PROBLEM STATEMENT:
Everything in the listing except the pictures should be written out exactly.

DATA LINES:
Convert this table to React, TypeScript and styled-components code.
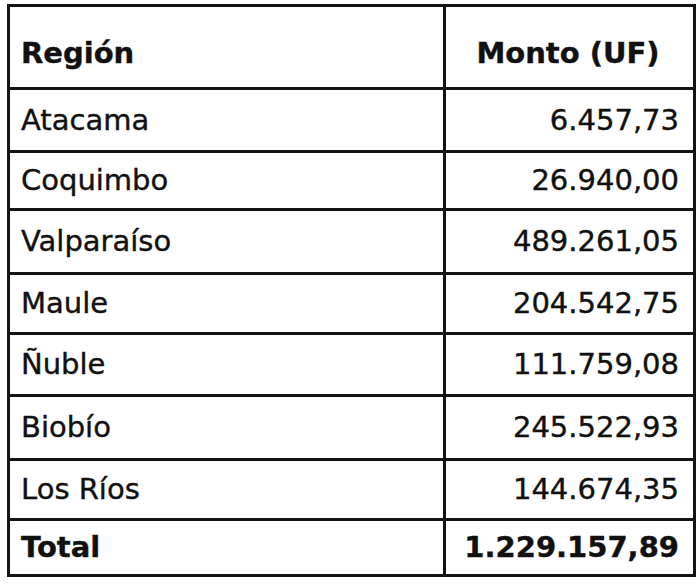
import React from "react";
import styled, { createGlobalStyle } from "styled-components";

const GlobalStyle = createGlobalStyle`
  html, body {
    margin: 0;
    padding: 0;
    background: #ffffff;
  }
  body {
    font-family: "DejaVu Sans", Verdana, sans-serif;
    color: #141414;
  }
`;

const Page = styled.div`
  width: 700px;
  height: 585px;
  padding: 4px 0 0 7px;
  box-sizing: border-box;
  background: #fff;
`;

const Table = styled.table`
  width: 686px;
  border-collapse: collapse;
  border: 3px solid #141414;
  table-layout: fixed;
`;

const Row = styled.tr<{ $h: number }>`
  height: ${(p) => p.$h}px;
`;

const Cell = styled.td<{ $align?: "left" | "right" | "center"; $bold?: boolean }>`
  border: 3px solid #141414;
  padding: 0 14px 0 11px;
  font-size: 29px;
  line-height: 1;
  font-weight: ${(p) => (p.$bold ? 700 : 400)};
  text-align: ${(p) => p.$align ?? "left"};
  vertical-align: middle;
  white-space: nowrap;
  color: #111;
  -webkit-text-stroke: 0.4px #111;
`;

const HeadCell = styled(Cell).attrs({ as: "th" })`
  font-weight: 700;
  padding-top: 12px;
`;

const rows: { region: string; monto: string; h: number }[] = [
  { region: "Atacama", monto: "6.457,73", h: 63 },
  { region: "Coquimbo", monto: "26.940,00", h: 58 },
  { region: "Valparaíso", monto: "489.261,05", h: 64 },
  { region: "Maule", monto: "204.542,75", h: 60 },
  { region: "Ñuble", monto: "111.759,08", h: 62 },
  { region: "Biobío", monto: "245.522,93", h: 64 },
  { region: "Los Ríos", monto: "144.674,35", h: 60 },
];

export default function App() {
  return (
    <Page>
      <GlobalStyle />
      <Table>
        <colgroup>
          <col style={{ width: 436 }} />
          <col style={{ width: 250 }} />
        </colgroup>
        <thead>
          <Row $h={83}>
            <HeadCell $align="left">Región</HeadCell>
            <HeadCell $align="center">Monto (UF)</HeadCell>
          </Row>
        </thead>
        <tbody>
          {rows.map((r) => (
            <Row key={r.region} $h={r.h}>
              <Cell>{r.region}</Cell>
              <Cell $align="right">{r.monto}</Cell>
            </Row>
          ))}
          <Row $h={56}>
            <Cell $bold>Total</Cell>
            <Cell $bold $align="right">
              1.229.157,89
            </Cell>
          </Row>
        </tbody>
      </Table>
    </Page>
  );
}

TASK SOLUTION:
Convert this table to React, TypeScript and styled-components code.
import React from "react";
import styled, { createGlobalStyle } from "styled-components";

const GlobalStyle = createGlobalStyle`
  html, body {
    margin: 0;
    padding: 0;
    background: #ffffff;
  }
  body {
    font-family: "DejaVu Sans", Verdana, sans-serif;
    color: #141414;
  }
`;

const Page = styled.div`
  width: 700px;
  height: 585px;
  padding: 4px 0 0 7px;
  box-sizing: border-box;
  background: #fff;
`;

const Table = styled.table`
  width: 686px;
  border-collapse: collapse;
  border: 3px solid #141414;
  table-layout: fixed;
`;

const Row = styled.tr<{ $h: number }>`
  height: ${(p) => p.$h}px;
`;

const Cell = styled.td<{ $align?: "left" | "right" | "center"; $bold?: boolean }>`
  border: 3px solid #141414;
  padding: 0 14px 0 11px;
  font-size: 29px;
  line-height: 1;
  font-weight: ${(p) => (p.$bold ? 700 : 400)};
  text-align: ${(p) => p.$align ?? "left"};
  vertical-align: middle;
  white-space: nowrap;
  color: #111;
  -webkit-text-stroke: 0.4px #111;
`;

const HeadCell = styled(Cell).attrs({ as: "th" })`
  font-weight: 700;
  padding-top: 12px;
`;

const rows: { region: string; monto: string; h: number }[] = [
  { region: "Atacama", monto: "6.457,73", h: 63 },
  { region: "Coquimbo", monto: "26.940,00", h: 58 },
  { region: "Valparaíso", monto: "489.261,05", h: 64 },
  { region: "Maule", monto: "204.542,75", h: 60 },
  { region: "Ñuble", monto: "111.759,08", h: 62 },
  { region: "Biobío", monto: "245.522,93", h: 64 },
  { region: "Los Ríos", monto: "144.674,35", h: 60 },
];

export default function App() {
  return (
    <Page>
      <GlobalStyle />
      <Table>
        <colgroup>
          <col style={{ width: 436 }} />
          <col style={{ width: 250 }} />
        </colgroup>
        <thead>
          <Row $h={83}>
            <HeadCell $align="left">Región</HeadCell>
            <HeadCell $align="center">Monto (UF)</HeadCell>
          </Row>
        </thead>
        <tbody>
          {rows.map((r) => (
            <Row key={r.region} $h={r.h}>
              <Cell>{r.region}</Cell>
              <Cell $align="right">{r.monto}</Cell>
            </Row>
          ))}
          <Row $h={56}>
            <Cell $bold>Total</Cell>
            <Cell $bold $align="right">
              1.229.157,89
            </Cell>
          </Row>
        </tbody>
      </Table>
    </Page>
  );
}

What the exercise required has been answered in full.